Most processed foods have to be made in a commercial kitchen that has been inspected and certified by a state or local health department. Some states may make an exception for farmer's market vendors, though, so the first place to check on requirements is with your farmer's market manager. Even if you don't need to use a commercial kitchen, you might prefer to rent one because the work will go faster with appropriate equipment. Many churches, restaurants, and other small food processors are willing to rent their kitchens, so check around locally. Renting a kitchen is also a good way to test market a product. If it flies, and you enjoy the work, you can think about building your own commercial kitchen later.
The next step is to learn recommended food safety practices for making your product. The U.S. Food and Drug Administration's Center for Food Safety and Applied Nutrition publishes Good Manufacturing Practices (GMPs) for food processors. Those recommendations can be found on the FDA website.

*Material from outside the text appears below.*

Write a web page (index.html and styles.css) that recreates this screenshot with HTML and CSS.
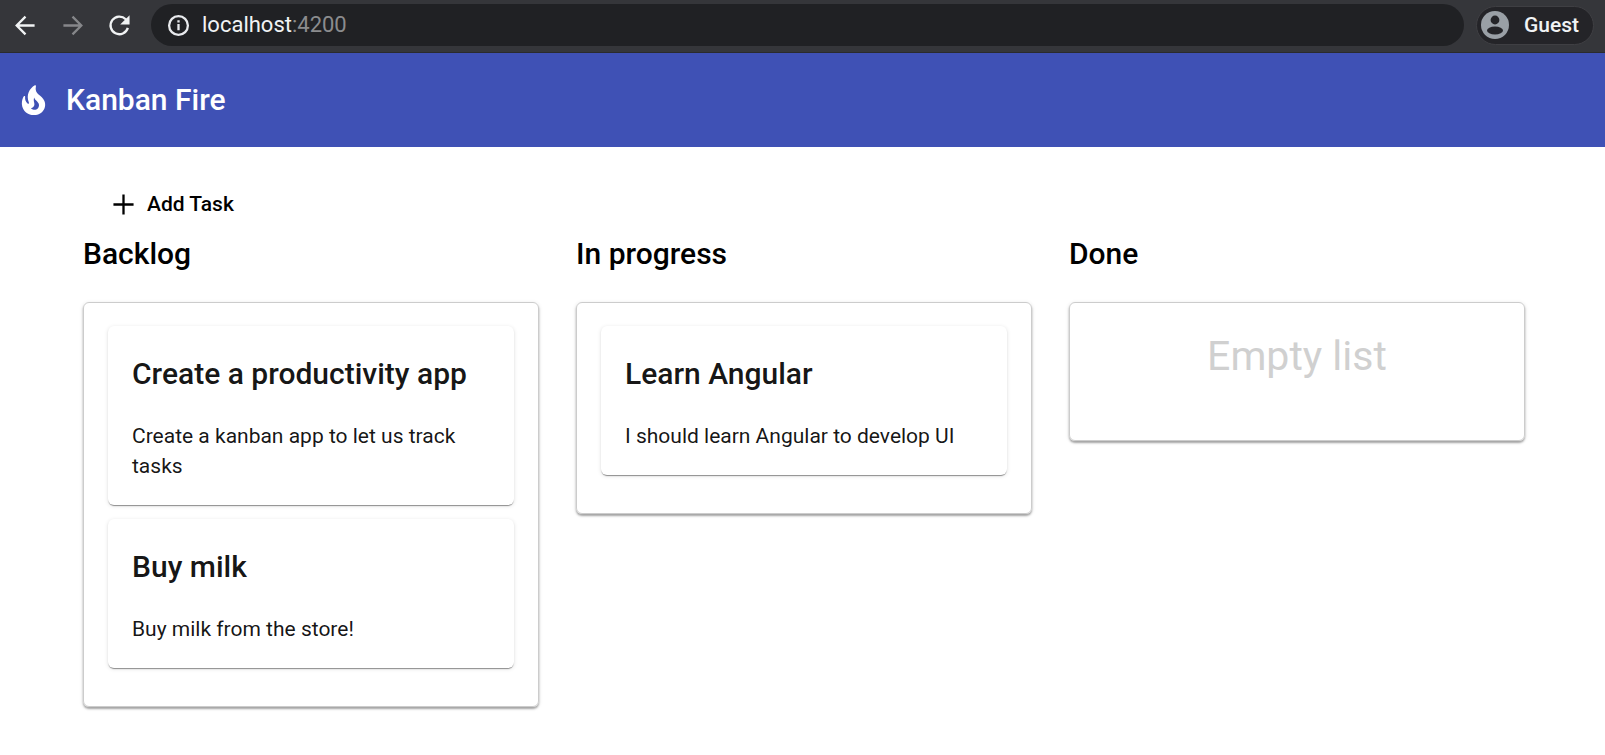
FILE: index.html
```html
<!DOCTYPE html>
<html lang="en">
<head>
<meta charset="utf-8">
<title>Kanban Fire</title>
<link rel="stylesheet" href="styles.css">
</head>
<body>
<header class="browser">
  <nav class="browser-nav">
    <button class="nav-button" aria-label="Back"><svg viewBox="0 0 24 24"><path d="M21.500 12H3.500M12 2.800 2.800 12l9.200 9.200"/></svg></button>
    <button class="nav-button nav-button-off" aria-label="Forward" disabled><svg viewBox="0 0 24 24"><path d="M2.500 12h18M12 2.800l9.200 9.200-9.200 9.200"/></svg></button>
    <button class="nav-button" aria-label="Reload"><svg viewBox="0 0 24 24"><path d="M20.700 14.500A9.200 9.200 0 1 1 18.500 5.500L20 7.200"/><path class="solid" d="M22.500 1.200v9.800h-9.800z"/></svg></button>
  </nav>
  <div class="address">
    <svg class="info" viewBox="0 0 24 24" aria-hidden="true"><circle cx="12" cy="12" r="9.800"/><path d="M12 10.500v6.500M12 6.600v2.200"/></svg>
    <span>localhost<span class="port">:4200</span></span>
  </div>
  <button class="profile">
    <svg viewBox="0 0 28 28" aria-hidden="true"><circle class="disc" cx="14" cy="14" r="14"/><circle cx="14" cy="9" r="4.400"/><ellipse cx="14" cy="19.500" rx="8" ry="4"/></svg>
    Guest
  </button>
</header>
<div class="toolbar">
  <svg class="flame" viewBox="0 0 24 24" aria-hidden="true"><path d="M19.480 12.350c-1.570-4.080-7.160-4.300-5.810-10.230.100-.440-.370-.780-.750-.550C9.290 3.710 6.680 8 8.870 13.620c.180.460-.360.890-.750.590-1.810-1.370-2-3.340-1.840-4.750.060-.520-.620-.770-.910-.340C4.690 10.160 4 11.840 4 14.370c.380 5.600 5.110 7.320 6.810 7.540 2.430.310 5.060-.140 6.950-1.870 2.080-1.930 2.840-5.010 1.720-7.690zM10.200 17.380c1.440-.350 2.180-1.390 2.380-2.310.330-1.430-.960-2.830-.090-5.090.330 1.870 3.270 3.040 3.270 5.080.080 2.530-2.660 4.700-5.560 2.320z"/></svg>
  <h1 class="brand">Kanban Fire</h1>
</div>
<main class="content">
  <button class="add-task"><svg viewBox="0 0 24 24" aria-hidden="true"><path d="M12 1.500v21M1.500 12h21"/></svg>Add Task</button>
  <div class="board">
    <section class="column">
      <h2 class="heading">Backlog</h2>
      <div class="list">
        <article class="card"><h3 class="heading">Create a productivity app</h3><p>Create a kanban app to let us track tasks</p></article>
        <article class="card"><h3 class="heading">Buy milk</h3><p>Buy milk from the store!</p></article>
      </div>
    </section>
    <section class="column">
      <h2 class="heading">In progress</h2>
      <div class="list">
        <article class="card"><h3 class="heading">Learn Angular</h3><p>I should learn Angular to develop UI</p></article>
      </div>
    </section>
    <section class="column">
      <h2 class="heading">Done</h2>
      <div class="list"><p class="empty">Empty list</p></div>
    </section>
  </div>
</main>
</body>
</html>
```
FILE: styles.css
```css
* { box-sizing: border-box; }
body {
  margin: 0;
  background: #fff;
  color: #000;
  font: 400 21px/30px Roboto, sans-serif;
}
h1, h2, h3, p { margin: 0; }
button {
  padding: 0;
  border: 0;
  background: none;
  color: inherit;
  font: inherit;
}
svg { display: block; flex: none; }

.browser {
  display: flex;
  align-items: center;
  gap: 12px;
  height: 53px;
  padding: 0 11px 2px 14px;
  border-bottom: 1px solid #2a2b2d;
  background: #35363a;
  color: #f1f3f4;
}
.browser-nav { display: flex; gap: 24px; margin-right: 8px; }
.nav-button svg { width: 23px; height: 23px; fill: none; stroke: #f1f3f4; stroke-width: 2.4; }
.nav-button .solid { fill: #f1f3f4; stroke: none; }
.nav-button-off svg { stroke: #86878a; }
.address {
  display: flex;
  flex: 1;
  align-items: center;
  gap: 12px;
  height: 42px;
  padding: 0 16px;
  border-radius: 21px;
  background: #202124;
  font-size: 22px;
}
.info { width: 23px; height: 23px; fill: none; stroke: #e8eaed; stroke-width: 2.4; }
.port { color: #8b8c8e; }
.profile {
  display: flex;
  align-items: center;
  gap: 15px;
  height: 39px;
  padding: 0 14px 0 4px;
  border: 1px solid #3f3f43;
  border-radius: 20px;
  background: #242428;
  font-weight: 500;
}
.profile svg { width: 28px; height: 28px; fill: #242428; }
.profile .disc { fill: #9aa0a6; }

.toolbar {
  display: flex;
  align-items: center;
  gap: 15px;
  height: 94px;
  padding: 0 16px;
  background: #3f51b5;
  color: #fff;
}
.flame { width: 35px; height: 35px; fill: #fff; }
.brand, .heading { font-size: 30px; font-weight: 500; }

.content { padding: 35px 80px 40px 83px; }
.add-task {
  display: flex;
  align-items: center;
  gap: 12px;
  height: 44px;
  margin-left: 29px;
  font-weight: 500;
}
.add-task svg { width: 23px; height: 23px; fill: none; stroke: #000; stroke-width: 2.4; }
.board {
  display: grid;
  grid-template-columns: repeat(3, 1fr);
  gap: 37px;
  align-items: start;
}
.column { display: grid; gap: 20px; }
.column > .heading { line-height: 56px; }
.list {
  display: grid;
  gap: 14px;
  min-height: 139px;
  padding: 23px 24px 38px;
  border: 1px solid #ccc;
  border-radius: 6px;
  box-shadow: 0 2px 2px rgba(0, 0, 0, .3), 0 1px 4px rgba(0, 0, 0, .12);
}
.card {
  padding: 24px;
  border-radius: 6px;
  background: #fff;
  box-shadow: 0 2px 1px -1px rgba(0, 0, 0, .3), 0 1px 1px rgba(0, 0, 0, .14), 0 1px 4px rgba(0, 0, 0, .12);
  color: rgba(0, 0, 0, .92);
}
.card .heading { margin-bottom: 23px; line-height: 48px; }
.empty {
  color: #d0d0d0;
  font-size: 41px;
  line-height: 60px;
  text-align: center;
}
```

Another resource is your state Cooperative Extension Service, which may be able to provide you with specific instructions for making a product, as well as help you meet labeling requirements.
If you are considering low-acid foods such as soups, you need to attend the Better Processing Control School, which is held several times a year. Again, Extension can help you find the training.
As for peppers, chile roasters are appearing at farmers markets everywhere. The price of a propane-fired chile roaster ranges from about $300 for a small, tabletop hand-cranked model to $3,000 for a large model on wheels with an electric motor. Although they can increase the value of peppers significantly, they usually need an extra employee to tend them at market, and they have to be thoroughly cleaned before and after use. They may need special licenses because of the open flame, and roasted chiles may even be banned in some places because of food contamination concerns. Check with your local health department for any regulations that may apply.